Non manca l’aspetto noioso. Tecnicamente i chioschi di limonata -nonostante sono comunemente gestiti da bambini innocenti- violano diverse leggi: come quella della licenza commerciale (per avviare l’attività, secondo le normative di New York, occorre un permesso di $30 rilasciato dal Department of Health and Mental Hygiene). I procedimenti giudiziari sono estremamente rari, e nascono in genere a seguito del clamore dell’opinione pubblica. Come nell’estate 2019, quando venne chiuso il chiosco di Brendan Mulvaney, 7 anni, sotto il portico della sua abitazione. In risposta all’indignazione, il senatore statale, James Tedisco, presentò una legislazione per esentare le bancarelle -gestite da ragazzi di età inferiore a 16 anni- dalle normative sanitarie, ma il disegno di legge – come ci conferma fonte di governo- non è stato approvato.
Ad ogni modo, permesso o no, in questi giorni sono tante le famiglie e i giovani che non hanno intenzione di rinunciare ai loro chioschi. Dina Bean che gestisce uno stand vicino a Central Park con i suoi figli, Anabelle e Daniel, a sostegno di Alex’s Lemonade Stand da otto estati, racconta che “sono capitate lamentele, ma il più delle volte le mette a tacere non appena spiega a chi devolve il ricavato”. E aggiunge, “nessun bambino dovrebbe vedere la propria creatività e il duro lavoro scoraggiati da requisiti legali”.

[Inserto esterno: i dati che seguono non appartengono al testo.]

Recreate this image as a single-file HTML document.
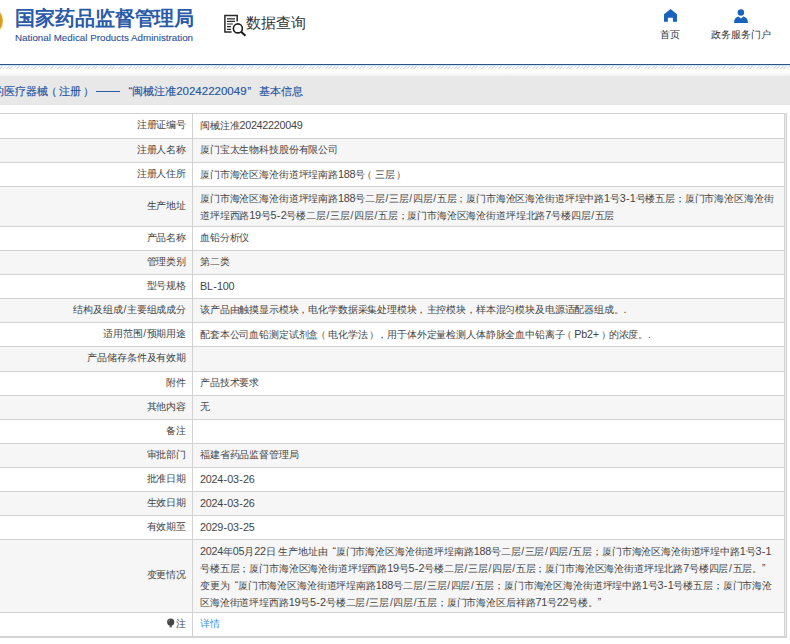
<!DOCTYPE html>
<html><head><meta charset="utf-8">
<style>
*{margin:0;padding:0;box-sizing:border-box}
html,body{width:790px;height:644px;overflow:hidden;background:#fff;font-family:"Liberation Sans",sans-serif;color:#444}
.abs{position:absolute;white-space:nowrap}
#logo{left:-27px;top:5.5px;width:30px;height:30px;border-radius:50%;background:radial-gradient(circle at 50% 50%,#d89a20 0 62%,#f7cf3c 78%,#f0bd2a 100%)}
#t1{left:15px;top:4.6px;font-size:20px;font-weight:700;color:#2a5aa8;line-height:26px;letter-spacing:-0.08px}
#t2{left:15px;top:31.7px;font-size:9.8px;color:#2f5597;line-height:12px;-webkit-text-stroke:0.12px #2f5597}
#sq{left:246px;top:12px;font-size:15px;color:#333;line-height:22px}
#nav1{left:660px;top:29px;font-size:10px;color:#333;line-height:12px}
#nav2{left:711px;top:29px;font-size:10px;color:#333;line-height:12px}
#bl{left:0;top:64px;width:790px;height:1px;background:#2b5384}
#bl2{left:0;top:65px;width:790px;height:1px;background:#cfe6f7}
#hatch{left:0;top:66px;width:790px;height:3px;background:repeating-linear-gradient(135deg,#fff 0 1.2px,#dfe3e6 1.2px 2.4px)}
#grad{left:0;top:69px;width:790px;height:7px;background:linear-gradient(#fff 40%,#f2f2f2)}
#bar{left:0;top:76px;width:790px;height:29px;background:#e8e8e8}
.crumb{top:84px;font-size:11px;color:#2556a2;line-height:14px;-webkit-text-stroke:0.15px #2556a2}
#tbl{left:0;top:113px;width:790px}
.r{position:absolute;left:0;width:784px;border-top:1px solid #d2d2d2}
.r.g{background:#f6f6f6}
.l{position:absolute;left:0;top:0;width:193px;height:100%;border-right:1px solid #d2d2d2;text-align:right;padding-right:6px;font-size:10.2px;letter-spacing:-0.15px;line-height:16.06px;white-space:nowrap}
.v{position:absolute;left:193px;top:0;right:0;padding-left:7px;font-size:10.2px;letter-spacing:-0.15px;line-height:16.06px;white-space:nowrap}
#rb1{left:784px;top:113px;width:3px;height:523px;background:linear-gradient(90deg,#d2d2d2 0 1px,#ebebeb 1px 2px,#d2d2d2 2px)}

#bb1{left:0;top:636px;width:787px;height:2px;background:#d4d4d4}

.s{font-style:normal;margin:0 0.75px}
i.oq{font-style:normal;margin-left:2.4px}
i.hy{font-style:normal;margin:0 0.5px}
b.d{font-weight:normal;font-size:10.8px;letter-spacing:-0.27px}
i.po,i.pc,i.cm,i.bpo,i.bpc{font-style:normal;position:relative}
i.po{left:-2.5px}i.pc{left:1.8px}i.cm{left:-0.3px}i.bpo{left:-2.2px}i.bpc{left:2.2px}
</style></head><body>
<div class="abs" id="logo"></div>
<div class="abs" id="t1">国家药品监督管理局</div>
<div class="abs" id="t2">National Medical Products Administration</div>
<svg class="abs" style="left:223px;top:14px" width="24" height="23" viewBox="0 0 24 23">
 <path d="M8.6 18.1H1.9V1.6H14.2V7.4" fill="none" stroke="#2a2a2a" stroke-width="1.5"/>
 <path d="M4 4.8h8" stroke="#555" stroke-width="1.6"/>
 <path d="M4 7.4h8M4 10h5.8M4 12.6h4M4 15.3h4" stroke="#2a2a2a" stroke-width="1.2"/>
 <circle cx="14.9" cy="14.4" r="4.5" fill="none" stroke="#1e1e1e" stroke-width="1.6"/>
 <path d="M18.1 17.8l4.3 4" stroke="#1e1e1e" stroke-width="2.1"/>
</svg>
<div class="abs" id="sq">数据查询</div>
<svg class="abs" style="left:664px;top:9px" width="13" height="13" viewBox="0 0 13 13"><path d="M6.5 0L0 5.3V12.8h3.9V8.7h5V12.8H13V5.3z" fill="#1862c0"/></svg>
<div class="abs" id="nav1">首页</div>
<svg class="abs" style="left:734px;top:8.5px" width="14" height="14" viewBox="0 0 14 14"><circle cx="6.9" cy="3.55" r="3.25" fill="#1862c0"/><path d="M0 13.9C0 10.2 1.8 8 4.4 7.5L6.9 9.5L9.4 7.5C12.2 8 14 10.2 14 13.9Z" fill="#1862c0"/></svg>
<div class="abs" id="nav2">政务服务门户</div>
<div class="abs" id="bl"></div>
<div class="abs" id="bl2"></div>
<div class="abs" id="hatch"></div>
<div class="abs" id="grad"></div>
<div class="abs" id="bar"></div>
<div class="abs crumb" style="left:-7px">的医疗器械<i class=bpo>（</i>注册<i class=bpc>）</i></div><div class="abs" style="left:96px;top:91px;width:24px;height:1px;background:#2b5ca6"></div><div class="abs crumb" style="left:128.5px">“闽械注准<span style="font-size:11.5px">20242220049</span><span style="margin-left:1px">”</span></div><div class="abs crumb" style="left:259px">基本信息</div>

<div class="abs" id="tbl">
<div class="r" style="top:0.000px;height:25.000px"><div class="l" style="padding-top:3.270px">注册证编号</div><div class="v" style="padding-top:3.270px">闽械注准<b class=d>20242220049</b></div></div>
<div class="r g" style="top:25.000px;height:24.000px"><div class="l" style="padding-top:2.770px">注册人名称</div><div class="v" style="padding-top:2.770px">厦门宝太生物科技股份有限公司</div></div>
<div class="r" style="top:49.000px;height:24.000px"><div class="l" style="padding-top:2.770px">注册人住所</div><div class="v" style="padding-top:2.770px">厦门市海沧区海沧街道坪埕南路<b class=d>188</b>号<i class=po>（</i>三层<i class=pc>）</i></div></div>
<div class="r g" style="top:73.000px;height:40.000px"><div class="l" style="padding-top:10.770px">生产地址</div><div class="v" style="padding-top:2.740px">厦门市海沧区海沧街道坪埕南路<b class=d>188</b>号二层<i class=s>/</i>三层<i class=s>/</i>四层<i class=s>/</i>五层；厦门市海沧区海沧街道坪埕中路<b class=d>1</b>号<b class=d>3<i class=hy>-</i>1</b>号楼五层；厦门市海沧区海沧街<br>道坪埕西路<b class=d>19</b>号<b class=d>5<i class=hy>-</i>2</b>号楼二层<i class=s>/</i>三层<i class=s>/</i>四层<i class=s>/</i>五层；厦门市海沧区海沧街道坪埕北路<b class=d>7</b>号楼四层<i class=s>/</i>五层</div></div>
<div class="r" style="top:113.000px;height:24.000px"><div class="l" style="padding-top:2.770px">产品名称</div><div class="v" style="padding-top:2.770px">血铅分析仪</div></div>
<div class="r g" style="top:137.000px;height:24.000px"><div class="l" style="padding-top:2.770px">管理类别</div><div class="v" style="padding-top:2.770px">第二类</div></div>
<div class="r" style="top:161.000px;height:24.000px"><div class="l" style="padding-top:2.770px">型号规格</div><div class="v" style="padding-top:2.770px"><b class=d>BL<i class=hy>-</i>100</b></div></div>
<div class="r g" style="top:185.000px;height:24.000px"><div class="l" style="padding-top:2.770px">结构及组成<i class=s>/</i>主要组成成分</div><div class="v" style="padding-top:2.770px">该产品由触摸显示模块<i class=cm>，</i>电化学数据采集处理模块<i class=cm>，</i>主控模块<i class=cm>，</i>样本混匀模块及电源适配器组成。.</div></div>
<div class="r" style="top:209.000px;height:24.000px"><div class="l" style="padding-top:2.770px">适用范围<i class=s>/</i>预期用途</div><div class="v" style="padding-top:2.770px">配套本公司血铅测定试剂盒<i class=po>（</i>电化学法<i class=pc>）</i><i class=cm>，</i>用于体外定量检测人体静脉全血中铅离子<i class=po>（</i><b class=d>Pb2+</b><i class=pc>）</i>的浓度。.</div></div>
<div class="r g" style="top:233.000px;height:25.000px"><div class="l" style="padding-top:3.270px">产品储存条件及有效期</div><div class="v" style="padding-top:3.270px"></div></div>
<div class="r" style="top:258.000px;height:24.000px"><div class="l" style="padding-top:2.770px">附件</div><div class="v" style="padding-top:2.770px">产品技术要求</div></div>
<div class="r g" style="top:282.000px;height:24.000px"><div class="l" style="padding-top:2.770px">其他内容</div><div class="v" style="padding-top:2.770px">无</div></div>
<div class="r" style="top:306.000px;height:24.000px"><div class="l" style="padding-top:2.770px">备注</div><div class="v" style="padding-top:2.770px"></div></div>
<div class="r g" style="top:330.000px;height:24.000px"><div class="l" style="padding-top:2.770px">审批部门</div><div class="v" style="padding-top:2.770px">福建省药品监督管理局</div></div>
<div class="r" style="top:354.000px;height:24.000px"><div class="l" style="padding-top:2.770px">批准日期</div><div class="v" style="padding-top:2.770px"><b class=d>2024<i class=hy>-</i>03<i class=hy>-</i>26</b></div></div>
<div class="r g" style="top:378.000px;height:24.000px"><div class="l" style="padding-top:2.770px">生效日期</div><div class="v" style="padding-top:2.770px"><b class=d>2024<i class=hy>-</i>03<i class=hy>-</i>26</b></div></div>
<div class="r" style="top:402.000px;height:24.000px"><div class="l" style="padding-top:2.770px">有效期至</div><div class="v" style="padding-top:2.770px"><b class=d>2029<i class=hy>-</i>03<i class=hy>-</i>25</b></div></div>
<div class="r g" style="top:426.000px;height:73.000px"><div class="l" style="padding-top:27.270px">变更情况</div><div class="v" style="padding-top:3.180px"><b class=d>2024</b>年<b class=d>05</b>月<b class=d>22</b>日 生产地址由 <i class=oq>“</i>厦门市海沧区海沧街道坪埕南路<b class=d>188</b>号二层<i class=s>/</i>三层<i class=s>/</i>四层<i class=s>/</i>五层；厦门市海沧区海沧街道坪埕中路<b class=d>1</b>号<b class=d>3<i class=hy>-</i>1</b><br>号楼五层；厦门市海沧区海沧街道坪埕西路<b class=d>19</b>号<b class=d>5<i class=hy>-</i>2</b>号楼二层<i class=s>/</i>三层<i class=s>/</i>四层<i class=s>/</i>五层；厦门市海沧区海沧街道坪埕北路<b class=d>7</b>号楼四层<i class=s>/</i>五层。”<br>变更为 <i class=oq>“</i>厦门市海沧区海沧街道坪埕南路<b class=d>188</b>号二层<i class=s>/</i>三层<i class=s>/</i>四层<i class=s>/</i>五层；厦门市海沧区海沧街道坪埕中路<b class=d>1</b>号<b class=d>3<i class=hy>-</i>1</b>号楼五层；厦门市海沧<br>区海沧街道坪埕西路<b class=d>19</b>号<b class=d>5<i class=hy>-</i>2</b>号楼二层<i class=s>/</i>三层<i class=s>/</i>四层<i class=s>/</i>五层；厦门市海沧区后祥路<b class=d>71</b>号<b class=d>22</b>号楼。”</div></div>
<div class="r" style="top:499.000px;height:24.000px"><div class="l" style="padding-top:2.770px"><svg width="8" height="10" viewBox="0 0 8 10" style="vertical-align:-1px;margin-right:1.3px"><circle cx="3.7" cy="4.1" r="3.6" fill="#444"/><rect x="2.6" y="7" width="2.2" height="2.4" fill="#555"/><path d="M1.6 3.6A2.2 2.2 0 0 1 3.2 1.7" stroke="#aaa" stroke-width="0.7" fill="none"/></svg>注</div><div class="v" style="padding-top:2.770px"><span style="color:#3a8ee6">详情</span></div></div>
</div>
<div class="abs" id="rb1"></div>
<div class="abs" id="rb2"></div>
<div class="abs" id="bb1"></div>
<div class="abs" id="bb2"></div>
</body></html>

Per l’opinione comune è un vero e proprio dovere morale sostenere le bancarelle della fresca bibita estiva, e ancor più senza permesso. I genitori newyorkesi amano rischiare, e quando chiediamo il perché, rispondono: “per nostalgia. Riviviamo il fascino degli anni ’50, quando i chioschi improvvisati, per capriccio, contro la noia estiva erano la libertà!”